§ Written exercise
Every line of the records must be repeated exactly; pictures stay out.

§ Exercise input
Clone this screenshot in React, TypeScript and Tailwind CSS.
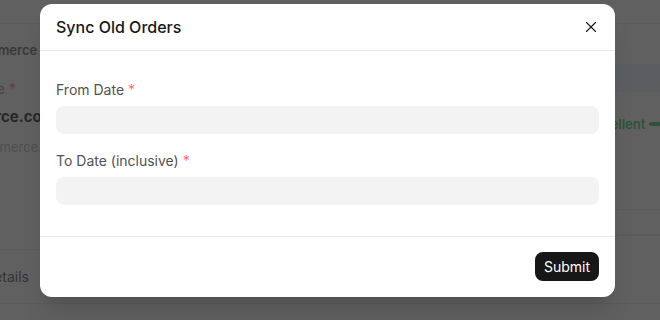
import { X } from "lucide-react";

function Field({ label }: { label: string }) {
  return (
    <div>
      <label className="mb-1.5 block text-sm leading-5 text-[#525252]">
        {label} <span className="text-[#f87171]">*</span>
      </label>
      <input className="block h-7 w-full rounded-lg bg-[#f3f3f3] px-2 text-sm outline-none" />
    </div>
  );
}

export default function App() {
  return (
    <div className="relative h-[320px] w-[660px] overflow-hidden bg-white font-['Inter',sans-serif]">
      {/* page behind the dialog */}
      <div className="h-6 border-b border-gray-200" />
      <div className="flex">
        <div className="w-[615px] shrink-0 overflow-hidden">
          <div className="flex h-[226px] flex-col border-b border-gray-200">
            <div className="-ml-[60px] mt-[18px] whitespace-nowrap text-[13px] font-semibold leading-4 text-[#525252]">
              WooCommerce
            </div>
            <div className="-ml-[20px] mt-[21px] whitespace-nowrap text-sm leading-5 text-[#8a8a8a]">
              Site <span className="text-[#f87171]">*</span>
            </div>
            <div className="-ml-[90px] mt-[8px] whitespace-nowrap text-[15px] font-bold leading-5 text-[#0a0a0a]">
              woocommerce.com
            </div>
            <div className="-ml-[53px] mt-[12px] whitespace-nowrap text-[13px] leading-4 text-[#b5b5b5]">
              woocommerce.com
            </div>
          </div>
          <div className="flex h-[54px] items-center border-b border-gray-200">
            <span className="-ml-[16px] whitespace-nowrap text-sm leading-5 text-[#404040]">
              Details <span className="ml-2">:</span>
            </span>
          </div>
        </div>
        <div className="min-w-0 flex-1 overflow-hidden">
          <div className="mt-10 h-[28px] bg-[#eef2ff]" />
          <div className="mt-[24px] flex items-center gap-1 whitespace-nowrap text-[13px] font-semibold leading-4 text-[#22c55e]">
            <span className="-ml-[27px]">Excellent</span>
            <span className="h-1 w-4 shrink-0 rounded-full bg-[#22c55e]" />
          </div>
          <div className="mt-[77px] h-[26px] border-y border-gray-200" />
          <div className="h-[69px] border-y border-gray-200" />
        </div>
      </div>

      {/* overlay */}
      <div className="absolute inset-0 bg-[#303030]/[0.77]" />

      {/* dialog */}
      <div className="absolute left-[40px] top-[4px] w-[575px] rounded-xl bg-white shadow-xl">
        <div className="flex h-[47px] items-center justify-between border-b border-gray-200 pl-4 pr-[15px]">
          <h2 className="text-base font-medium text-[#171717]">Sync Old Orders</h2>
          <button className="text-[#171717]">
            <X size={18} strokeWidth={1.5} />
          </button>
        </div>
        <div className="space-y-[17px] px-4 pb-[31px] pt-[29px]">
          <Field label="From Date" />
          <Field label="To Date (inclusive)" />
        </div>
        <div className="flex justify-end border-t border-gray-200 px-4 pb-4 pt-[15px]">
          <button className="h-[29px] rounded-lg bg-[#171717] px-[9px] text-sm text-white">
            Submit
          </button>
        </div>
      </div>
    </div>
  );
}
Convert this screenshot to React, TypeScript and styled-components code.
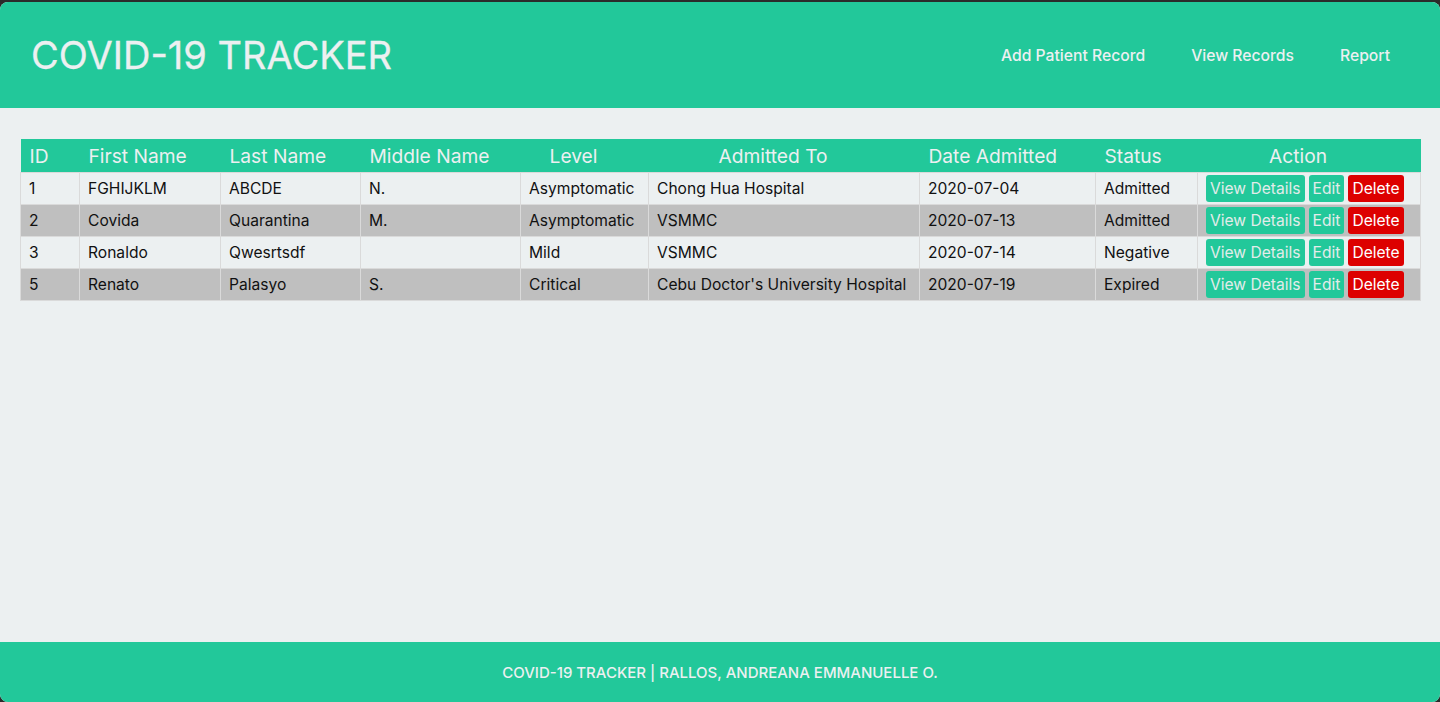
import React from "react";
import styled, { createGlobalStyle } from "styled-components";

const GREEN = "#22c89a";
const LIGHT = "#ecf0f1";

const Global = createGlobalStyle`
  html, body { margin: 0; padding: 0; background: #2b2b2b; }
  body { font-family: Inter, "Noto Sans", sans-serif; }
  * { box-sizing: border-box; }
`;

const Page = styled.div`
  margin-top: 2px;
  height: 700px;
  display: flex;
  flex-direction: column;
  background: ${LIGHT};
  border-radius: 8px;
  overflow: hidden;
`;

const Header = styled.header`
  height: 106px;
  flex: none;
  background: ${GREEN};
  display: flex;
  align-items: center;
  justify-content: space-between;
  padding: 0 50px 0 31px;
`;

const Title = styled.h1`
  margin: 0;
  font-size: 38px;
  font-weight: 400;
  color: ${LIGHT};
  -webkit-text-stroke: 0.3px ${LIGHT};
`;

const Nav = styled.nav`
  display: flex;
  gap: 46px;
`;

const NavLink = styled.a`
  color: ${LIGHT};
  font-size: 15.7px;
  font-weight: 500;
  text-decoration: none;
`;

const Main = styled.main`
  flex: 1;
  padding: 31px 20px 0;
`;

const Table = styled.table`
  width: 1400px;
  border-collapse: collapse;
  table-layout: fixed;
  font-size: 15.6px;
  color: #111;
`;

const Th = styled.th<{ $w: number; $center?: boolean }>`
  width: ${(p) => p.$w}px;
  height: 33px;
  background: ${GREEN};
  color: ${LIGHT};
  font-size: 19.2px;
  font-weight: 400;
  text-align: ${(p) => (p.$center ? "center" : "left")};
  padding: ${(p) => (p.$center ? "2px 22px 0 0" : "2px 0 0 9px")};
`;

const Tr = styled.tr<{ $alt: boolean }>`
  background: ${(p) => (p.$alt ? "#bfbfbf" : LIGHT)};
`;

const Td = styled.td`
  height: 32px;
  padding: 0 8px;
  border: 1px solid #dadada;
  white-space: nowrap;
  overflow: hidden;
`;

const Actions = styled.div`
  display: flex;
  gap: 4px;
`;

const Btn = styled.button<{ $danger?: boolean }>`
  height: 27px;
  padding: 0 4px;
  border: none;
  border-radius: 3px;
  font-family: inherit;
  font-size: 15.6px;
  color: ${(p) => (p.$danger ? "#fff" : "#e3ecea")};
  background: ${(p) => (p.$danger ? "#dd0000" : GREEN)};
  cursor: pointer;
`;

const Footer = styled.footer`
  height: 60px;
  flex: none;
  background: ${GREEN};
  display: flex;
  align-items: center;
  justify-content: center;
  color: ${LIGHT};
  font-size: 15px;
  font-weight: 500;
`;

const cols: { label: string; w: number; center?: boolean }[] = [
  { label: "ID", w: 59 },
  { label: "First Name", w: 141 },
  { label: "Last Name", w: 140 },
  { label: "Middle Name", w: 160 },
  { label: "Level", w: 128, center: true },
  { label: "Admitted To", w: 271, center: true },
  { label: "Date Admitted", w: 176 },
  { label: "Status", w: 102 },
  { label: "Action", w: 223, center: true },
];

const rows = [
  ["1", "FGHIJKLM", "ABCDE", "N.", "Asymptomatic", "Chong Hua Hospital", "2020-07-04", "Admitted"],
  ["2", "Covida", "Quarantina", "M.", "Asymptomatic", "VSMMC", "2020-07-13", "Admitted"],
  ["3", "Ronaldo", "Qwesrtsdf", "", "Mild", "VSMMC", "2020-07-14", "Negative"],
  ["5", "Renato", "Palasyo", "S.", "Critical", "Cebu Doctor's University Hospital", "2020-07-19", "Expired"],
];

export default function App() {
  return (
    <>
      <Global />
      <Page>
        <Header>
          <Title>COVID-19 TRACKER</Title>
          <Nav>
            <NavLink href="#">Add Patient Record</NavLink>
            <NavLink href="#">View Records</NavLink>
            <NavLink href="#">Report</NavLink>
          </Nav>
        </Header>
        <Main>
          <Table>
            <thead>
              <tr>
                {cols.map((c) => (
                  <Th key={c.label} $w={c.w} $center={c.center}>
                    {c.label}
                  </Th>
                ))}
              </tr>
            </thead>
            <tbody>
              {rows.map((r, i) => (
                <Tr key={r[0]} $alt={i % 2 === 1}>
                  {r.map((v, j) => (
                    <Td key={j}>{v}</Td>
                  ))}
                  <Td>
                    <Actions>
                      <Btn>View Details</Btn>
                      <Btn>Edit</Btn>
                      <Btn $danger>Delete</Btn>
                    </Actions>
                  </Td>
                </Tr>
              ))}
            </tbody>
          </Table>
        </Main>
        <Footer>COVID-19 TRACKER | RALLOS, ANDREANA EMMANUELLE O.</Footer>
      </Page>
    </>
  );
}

§ Output below
Clone this screenshot in React, TypeScript and Tailwind CSS.
import { X } from "lucide-react";

function Field({ label }: { label: string }) {
  return (
    <div>
      <label className="mb-1.5 block text-sm leading-5 text-[#525252]">
        {label} <span className="text-[#f87171]">*</span>
      </label>
      <input className="block h-7 w-full rounded-lg bg-[#f3f3f3] px-2 text-sm outline-none" />
    </div>
  );
}

export default function App() {
  return (
    <div className="relative h-[320px] w-[660px] overflow-hidden bg-white font-['Inter',sans-serif]">
      {/* page behind the dialog */}
      <div className="h-6 border-b border-gray-200" />
      <div className="flex">
        <div className="w-[615px] shrink-0 overflow-hidden">
          <div className="flex h-[226px] flex-col border-b border-gray-200">
            <div className="-ml-[60px] mt-[18px] whitespace-nowrap text-[13px] font-semibold leading-4 text-[#525252]">
              WooCommerce
            </div>
            <div className="-ml-[20px] mt-[21px] whitespace-nowrap text-sm leading-5 text-[#8a8a8a]">
              Site <span className="text-[#f87171]">*</span>
            </div>
            <div className="-ml-[90px] mt-[8px] whitespace-nowrap text-[15px] font-bold leading-5 text-[#0a0a0a]">
              woocommerce.com
            </div>
            <div className="-ml-[53px] mt-[12px] whitespace-nowrap text-[13px] leading-4 text-[#b5b5b5]">
              woocommerce.com
            </div>
          </div>
          <div className="flex h-[54px] items-center border-b border-gray-200">
            <span className="-ml-[16px] whitespace-nowrap text-sm leading-5 text-[#404040]">
              Details <span className="ml-2">:</span>
            </span>
          </div>
        </div>
        <div className="min-w-0 flex-1 overflow-hidden">
          <div className="mt-10 h-[28px] bg-[#eef2ff]" />
          <div className="mt-[24px] flex items-center gap-1 whitespace-nowrap text-[13px] font-semibold leading-4 text-[#22c55e]">
            <span className="-ml-[27px]">Excellent</span>
            <span className="h-1 w-4 shrink-0 rounded-full bg-[#22c55e]" />
          </div>
          <div className="mt-[77px] h-[26px] border-y border-gray-200" />
          <div className="h-[69px] border-y border-gray-200" />
        </div>
      </div>

      {/* overlay */}
      <div className="absolute inset-0 bg-[#303030]/[0.77]" />

      {/* dialog */}
      <div className="absolute left-[40px] top-[4px] w-[575px] rounded-xl bg-white shadow-xl">
        <div className="flex h-[47px] items-center justify-between border-b border-gray-200 pl-4 pr-[15px]">
          <h2 className="text-base font-medium text-[#171717]">Sync Old Orders</h2>
          <button className="text-[#171717]">
            <X size={18} strokeWidth={1.5} />
          </button>
        </div>
        <div className="space-y-[17px] px-4 pb-[31px] pt-[29px]">
          <Field label="From Date" />
          <Field label="To Date (inclusive)" />
        </div>
        <div className="flex justify-end border-t border-gray-200 px-4 pb-4 pt-[15px]">
          <button className="h-[29px] rounded-lg bg-[#171717] px-[9px] text-sm text-white">
            Submit
          </button>
        </div>
      </div>
    </div>
  );
}
Convert this screenshot to React, TypeScript and styled-components code.
import React from "react";
import styled, { createGlobalStyle } from "styled-components";

const GREEN = "#22c89a";
const LIGHT = "#ecf0f1";

const Global = createGlobalStyle`
  html, body { margin: 0; padding: 0; background: #2b2b2b; }
  body { font-family: Inter, "Noto Sans", sans-serif; }
  * { box-sizing: border-box; }
`;

const Page = styled.div`
  margin-top: 2px;
  height: 700px;
  display: flex;
  flex-direction: column;
  background: ${LIGHT};
  border-radius: 8px;
  overflow: hidden;
`;

const Header = styled.header`
  height: 106px;
  flex: none;
  background: ${GREEN};
  display: flex;
  align-items: center;
  justify-content: space-between;
  padding: 0 50px 0 31px;
`;

const Title = styled.h1`
  margin: 0;
  font-size: 38px;
  font-weight: 400;
  color: ${LIGHT};
  -webkit-text-stroke: 0.3px ${LIGHT};
`;

const Nav = styled.nav`
  display: flex;
  gap: 46px;
`;

const NavLink = styled.a`
  color: ${LIGHT};
  font-size: 15.7px;
  font-weight: 500;
  text-decoration: none;
`;

const Main = styled.main`
  flex: 1;
  padding: 31px 20px 0;
`;

const Table = styled.table`
  width: 1400px;
  border-collapse: collapse;
  table-layout: fixed;
  font-size: 15.6px;
  color: #111;
`;

const Th = styled.th<{ $w: number; $center?: boolean }>`
  width: ${(p) => p.$w}px;
  height: 33px;
  background: ${GREEN};
  color: ${LIGHT};
  font-size: 19.2px;
  font-weight: 400;
  text-align: ${(p) => (p.$center ? "center" : "left")};
  padding: ${(p) => (p.$center ? "2px 22px 0 0" : "2px 0 0 9px")};
`;

const Tr = styled.tr<{ $alt: boolean }>`
  background: ${(p) => (p.$alt ? "#bfbfbf" : LIGHT)};
`;

const Td = styled.td`
  height: 32px;
  padding: 0 8px;
  border: 1px solid #dadada;
  white-space: nowrap;
  overflow: hidden;
`;

const Actions = styled.div`
  display: flex;
  gap: 4px;
`;

const Btn = styled.button<{ $danger?: boolean }>`
  height: 27px;
  padding: 0 4px;
  border: none;
  border-radius: 3px;
  font-family: inherit;
  font-size: 15.6px;
  color: ${(p) => (p.$danger ? "#fff" : "#e3ecea")};
  background: ${(p) => (p.$danger ? "#dd0000" : GREEN)};
  cursor: pointer;
`;

const Footer = styled.footer`
  height: 60px;
  flex: none;
  background: ${GREEN};
  display: flex;
  align-items: center;
  justify-content: center;
  color: ${LIGHT};
  font-size: 15px;
  font-weight: 500;
`;

const cols: { label: string; w: number; center?: boolean }[] = [
  { label: "ID", w: 59 },
  { label: "First Name", w: 141 },
  { label: "Last Name", w: 140 },
  { label: "Middle Name", w: 160 },
  { label: "Level", w: 128, center: true },
  { label: "Admitted To", w: 271, center: true },
  { label: "Date Admitted", w: 176 },
  { label: "Status", w: 102 },
  { label: "Action", w: 223, center: true },
];

const rows = [
  ["1", "FGHIJKLM", "ABCDE", "N.", "Asymptomatic", "Chong Hua Hospital", "2020-07-04", "Admitted"],
  ["2", "Covida", "Quarantina", "M.", "Asymptomatic", "VSMMC", "2020-07-13", "Admitted"],
  ["3", "Ronaldo", "Qwesrtsdf", "", "Mild", "VSMMC", "2020-07-14", "Negative"],
  ["5", "Renato", "Palasyo", "S.", "Critical", "Cebu Doctor's University Hospital", "2020-07-19", "Expired"],
];

export default function App() {
  return (
    <>
      <Global />
      <Page>
        <Header>
          <Title>COVID-19 TRACKER</Title>
          <Nav>
            <NavLink href="#">Add Patient Record</NavLink>
            <NavLink href="#">View Records</NavLink>
            <NavLink href="#">Report</NavLink>
          </Nav>
        </Header>
        <Main>
          <Table>
            <thead>
              <tr>
                {cols.map((c) => (
                  <Th key={c.label} $w={c.w} $center={c.center}>
                    {c.label}
                  </Th>
                ))}
              </tr>
            </thead>
            <tbody>
              {rows.map((r, i) => (
                <Tr key={r[0]} $alt={i % 2 === 1}>
                  {r.map((v, j) => (
                    <Td key={j}>{v}</Td>
                  ))}
                  <Td>
                    <Actions>
                      <Btn>View Details</Btn>
                      <Btn>Edit</Btn>
                      <Btn $danger>Delete</Btn>
                    </Actions>
                  </Td>
                </Tr>
              ))}
            </tbody>
          </Table>
        </Main>
        <Footer>COVID-19 TRACKER | RALLOS, ANDREANA EMMANUELLE O.</Footer>
      </Page>
    </>
  );
}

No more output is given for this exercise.